JAKARTA (Arrahmah.id) – Ketua PP Muhammadiyah dan Wakil Ketua Umum MUI Anwar abbas merespons rencana PT Bank Tabungan Syariah (Persero) Tbk. menggabungkan unit usaha syariahnya dengan PT Bank Muamalat Indonesia Tbk. atau BMI.
Pihaknya tidak setuju karena berharap BMI tetap dengan paradigmanya dari umat, milik umat, bersama umat, dan untuk umat.
“Oleh karena itu ide untuk memergerkan bank muamalat dengan BTN Syariah sebaiknya tidak dilanjutkan,” ujarnya dalam keterangannya, Jumat (19/1/2024).
Anwar mengungkapkan alasan penolakan merger Muamalat dan BTN Syariah. Pertama agar warisan para pendiri terdahulu yang telah bersusah payah mendirikan bank ini tetap terjaga.
Anwar menjelaskan, pendirian BMI datang dari kalangan umat terutama dari Majelis Ulama Indonesia (MUI), Ikatan Cendekiawan Muslim Indonesia (ICMI), NU dan Muhammadiyah serta beberapa para pengusaha muslim yang kemudian mendapat dukungan dari Pemerintah Republik Indonesia.
Ide ini tercetus pertama sekali dalam sebuah lokakarya MUI pada Agustus 1990. Hasan Basri yang kala itu duduk sebagai ketua umum MUI mengangkat tema masalah bunga bank dan perbankan.
Ia menegaskan, meskipun pendirian Muamalat mendapat dukungan dari pemerintah tapi bank syariah pertama di Indonesia itu bukanlah bank pemerintah atau bank milik negara tapi adalah bank swasta milik umat.
“Jadi BMI ini merupakan bank pertama murni syariah yang berdiri tahun 1992 yang sejarah kelahirannya berbeda dengan bank-bank syariah lainnya yang berinduk kepada bank konvensional,” sebutnya.
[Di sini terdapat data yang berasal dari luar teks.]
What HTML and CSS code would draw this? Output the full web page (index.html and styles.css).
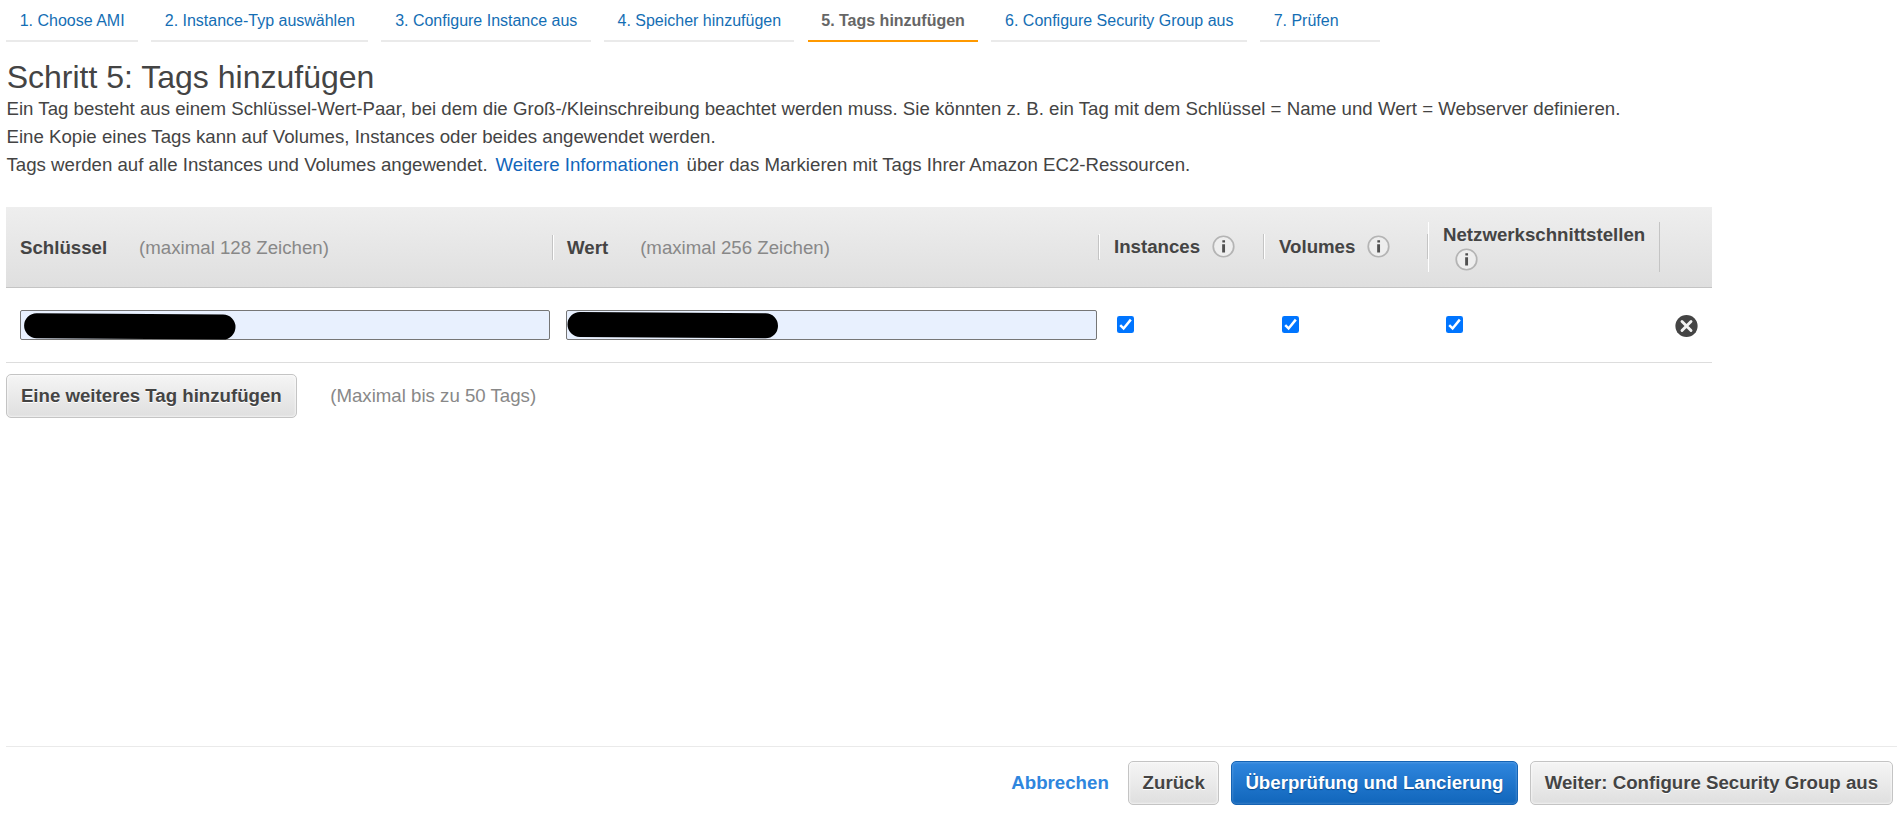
FILE: index.html
```html
<!DOCTYPE html>
<html lang="de">
<head>
<meta charset="utf-8">
<title>Schritt 5: Tags hinzufügen</title>
<link rel="stylesheet" href="styles.css">
</head>
<body>
<svg class="defs" width="0" height="0">
  <symbol id="info" viewBox="0 0 24 24">
    <circle cx="12" cy="12" r="10.7" fill="#eee" stroke="#b4b4b4" stroke-width="1.8"/>
    <path d="M10.8 5.5h2.8v2.4h-2.8zM10.6 9.6h3v8.7h-3z" fill="#505050"/>
  </symbol>
  <symbol id="check" viewBox="0 0 17 17">
    <rect width="17" height="17" rx="2.3" fill="#0075ff"/>
    <path d="M3.2 9.2l3.4 3.3L13.8 3.6" fill="none" stroke="#fff" stroke-width="2.5"/>
  </symbol>
</svg>
<div class="page">
  <nav class="steps">
    <a class="step">1. Choose AMI</a>
    <a class="step">2. Instance-Typ auswählen</a>
    <a class="step">3. Configure Instance aus</a>
    <a class="step">4. Speicher hinzufügen</a>
    <a class="step active">5. Tags hinzufügen</a>
    <a class="step">6. Configure Security Group aus</a>
    <a class="step last">7. Prüfen</a>
  </nav>

  <main class="content">
    <h1 class="title">Schritt 5: Tags hinzufügen</h1>
    <p class="intro">Ein Tag besteht aus einem Schlüssel-Wert-Paar, bei dem die Groß-/Kleinschreibung beachtet werden muss. Sie könnten z. B. ein Tag mit dem Schlüssel = Name und Wert = Webserver definieren.<br>Eine Kopie eines Tags kann auf Volumes, Instances oder beides angewendet werden.<br>Tags werden auf alle Instances und Volumes angewendet. <a class="more">Weitere Informationen</a> über das Markieren mit Tags Ihrer Amazon EC2-Ressourcen.</p>

    <section class="table">
      <div class="row head">
        <div class="th key"><b>Schlüssel</b><span class="limit">(maximal 128 Zeichen)</span></div>
        <div class="th value"><b>Wert</b><span class="limit">(maximal 256 Zeichen)</span></div>
        <div class="th scope"><b>Instances</b><svg class="info"><use href="#info"/></svg></div>
        <div class="th scope"><b>Volumes</b><svg class="info"><use href="#info"/></svg></div>
        <div class="th tall"><b>Netzwerkschnittstellen</b><svg class="info"><use href="#info"/></svg></div>
        <div></div>
      </div>
      <div class="row body">
        <div class="td field-cell first">
          <div class="field">
            <svg class="redaction" viewBox="0 0 530 30"><path d="M16.6 15.7L203 17" stroke="#000" stroke-width="25" stroke-linecap="round"/></svg>
          </div>
        </div>
        <div class="td field-cell">
          <div class="field">
            <svg class="redaction" viewBox="0 0 531 30"><path d="M14 14.5L199.5 15.8" stroke="#000" stroke-width="25" stroke-linecap="round"/></svg>
          </div>
        </div>
        <div class="td"><svg class="check"><use href="#check"/></svg></div>
        <div class="td"><svg class="check"><use href="#check"/></svg></div>
        <div class="td"><svg class="check"><use href="#check"/></svg></div>
        <div class="td remove-cell">
          <svg class="remove" viewBox="0 0 24 24"><circle cx="12" cy="12" r="11.6" fill="#444"/><path d="M7.3 7.3l9.4 9.4M16.7 7.3l-9.4 9.4" stroke="#f2f2f2" stroke-width="3" stroke-linecap="round"/></svg>
        </div>
      </div>
    </section>

    <div class="add">
      <button class="btn">Eine weiteres Tag hinzufügen</button>
      <span class="hint">(Maximal bis zu 50 Tags)</span>
    </div>
  </main>

  <footer class="footer">
    <a class="cancel">Abbrechen</a>
    <button class="btn compact">Zurück</button>
    <button class="btn primary compact">Überprüfung und Lancierung</button>
    <button class="btn">Weiter: Configure Security Group aus</button>
  </footer>
</div>
</body>
</html>
```
FILE: styles.css
```css
* { box-sizing: border-box; }

body {
  margin: 0;
  background: #fff;
  color: #444;
  font-family: "Liberation Sans", Arial, sans-serif;
  font-size: 18.667px;
  line-height: 25px;
}

.defs { position: absolute; }

.page {
  display: flex;
  flex-direction: column;
  height: 815px;
  padding-left: 6px;
  overflow: hidden;
}

.steps {
  display: flex;
  gap: 13.2px;
}

.step {
  height: 42px;
  padding: 12px 13.3px 0 13.7px;
  border-bottom: 2px solid #eaeaea;
  color: #146eb4;
  font-size: 16px;
  line-height: 18px;
  letter-spacing: -0.005px;
  white-space: nowrap;
}

.step.active {
  border-bottom-color: #f90;
  color: #666;
  font-weight: bold;
}

.step.last { width: 120px; }

.content { flex: 1; }

.title {
  margin: 17px 0 0 0.7px;
  font-size: 32px;
  font-weight: normal;
  line-height: 36px;
}

.intro {
  margin: 0 0 0 0.5px;
  line-height: 28px;
  white-space: nowrap;
}

.more {
  margin: 0 2.67px;
  color: #1166bb;
}

.table {
  width: 1706px;
  margin-top: 28px;
}

.row {
  display: grid;
  grid-template-columns: 547px 546px 165px 164px 232px 52px;
}

.head {
  height: 81px;
  align-items: center;
  border-bottom: 1px solid #c4c4c4;
  background: linear-gradient(#eee, #dfdfdf);
}

.th {
  display: flex;
  height: 25px;
  padding-left: 14px;
  border-left: 1px solid #fff;
  border-right: 1px solid #c4c4c4;
}

.th.key {
  margin-top: 1px;
  border-left: 0;
}

.th.value {
  margin-top: 1px;
  padding-left: 13px;
}

.th.scope { margin-bottom: 1px; }

.th.tall {
  display: block;
  height: 50px;
}

.limit {
  margin-left: 32px;
  color: #888;
}

.info {
  width: 23px;
  height: 23px;
  margin: 1px 0 0 12px;
}

.tall .info {
  display: block;
}

.body {
  height: 75px;
  border-bottom: 1px solid #ddd;
}

.td { padding: 28px 0 0 18px; }

.field-cell { padding: 22px 2px 0 13px; }

.field-cell.first { padding: 22px 3px 0 14px; }

.field {
  position: relative;
  height: 30px;
  border: 1px solid #767676;
  border-radius: 2px;
  background: #e8f0fe;
}

.redaction {
  position: absolute;
  inset: -1px;
}

.check {
  display: block;
  width: 17px;
  height: 17px;
}

.remove-cell { padding: 26px 0 0 15px; }

.remove {
  display: block;
  width: 23px;
  height: 24px;
}

.add {
  display: flex;
  align-items: flex-start;
  gap: 33.5px;
  margin-top: 11px;
}

.hint {
  margin-top: 9px;
  color: #888;
}

.btn {
  height: 44px;
  padding: 0 13.9px 1px;
  border: 1px solid #c4c4c4;
  border-radius: 5px;
  background: linear-gradient(#f5f5f5, #dfdfdf);
  box-shadow: inset 0 0 2px 1px rgba(255, 255, 255, 0.55);
  color: #444;
  font: bold 18.667px/25px "Liberation Sans", Arial, sans-serif;
  text-shadow: 0 1px 0 #fff;
  white-space: nowrap;
}

.btn.compact {
  padding-left: 13.3px;
  padding-right: 13.3px;
}

.btn.primary {
  border-color: #1563b4;
  background: linear-gradient(#2f86de, #1166bb);
  box-shadow: inset 0 0 2px 1px rgba(255, 255, 255, 0.15);
  color: #fff;
  text-shadow: 0 1px 1px #0a4a8c;
}

.footer {
  display: flex;
  align-items: flex-start;
  justify-content: flex-end;
  gap: 12px;
  height: 69px;
  padding: 14px 4px 0 0;
  border-top: 1px solid #eaeaea;
}

.cancel {
  margin: 9px 7.5px 0 0;
  color: #2f86de;
  font-weight: bold;
}
```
Ia melanjutkan, BMI sempat menghadapi masalah sehingga untuk memperkuatnya BMI mengundang investor asing dari timur tengah. Setelah berjalan dengan baik kemudian bank ini juga kembali menghadapi masalah sehingga akhirnya untuk menyelamatkannya pemerintah mendorong BPKH untuk masuk melakukan investasi.
“Tetapi hal itu bukanlah berarti BMI sudah menjadi bank milik pemerintah karena dana BPKH yang diinvestasikan di BMI tersebut bukanlah dana dari pemerintah tapi adalah dana milik umat,” tegasnya.
Kedua, pihaknya juga ingin di tengah-tengah persaingan dunia perbankan yang ada di negeri yang mayoritas umatnya beragama Islam ini tetap ada bank swasta yang merupakan milik umat.
“Untuk itu dalam menangani masalah BMI ini ke depan kita mengharapkan pendekatan yang dipergunakan tidak hanya murni mempergunakan hitung-hitungan ekonomi dan bisnis saja tapi kita juga harus bisa memperhatikan dan mempertahankan sejarah,” lanjutnya.
Ia menambahkan, saat ini bukan lagi memikirkan bagaimana memergerkannya dengan BTN Syariah atau bank lain, melainkan secara bersama-sama memajukan dan membesarkannya. Langkah yang harus ditempuh untuk mencapai tujuan tersebut adalah bagaimana kita bisa menggerakkan elemen-elemen umat untuk secara bersama-sama terlibat.
“Kita punya banyak ormas islam di negeri ini, juga punya banyak masjid, sekolah, perguruan tinggi dan rumah sakit serta usaha-usaha bisnis milik umat yang bisa digerakkan untuk itu. Hal ini tentu akan mudah dilakukan karena dengan masuknya dana BPKH ke BMI meskipun baru sekitar 1% dari total dana haji yang dikelolanya , kita melihat kepercayaan umat terhadap BMI sekarang tampak semakin kuat dan meningkat,” ungkapnya.
Oleh karena itu langkah yang harus dilakukan oleh pemerintah bukan mencaplok BMI untuk menjadi bank milik negara tapi bagaimana negara bisa hadir untuk membuat BMI tetap eksis dan menjadikannya sebagai bank milik umat yang kuat dan bagus.
“Jadi ukuran keberhasilan pemerintah dalam menangani masalah BMI ini tidak dilihat dan diukur dari segi keberhasilannya untuk menjadikan Bank Muamalat menjadi bank milik negara tapi dilihat dari segi mampunya pemerintah menciptakan satu situasi dan kondisi yang mendukung untuk membuat BMI tetap menjadi sebuah bank milik umat yang kuat, maju, terpercaya, dan bisa dibanggakan,” pungkasnya.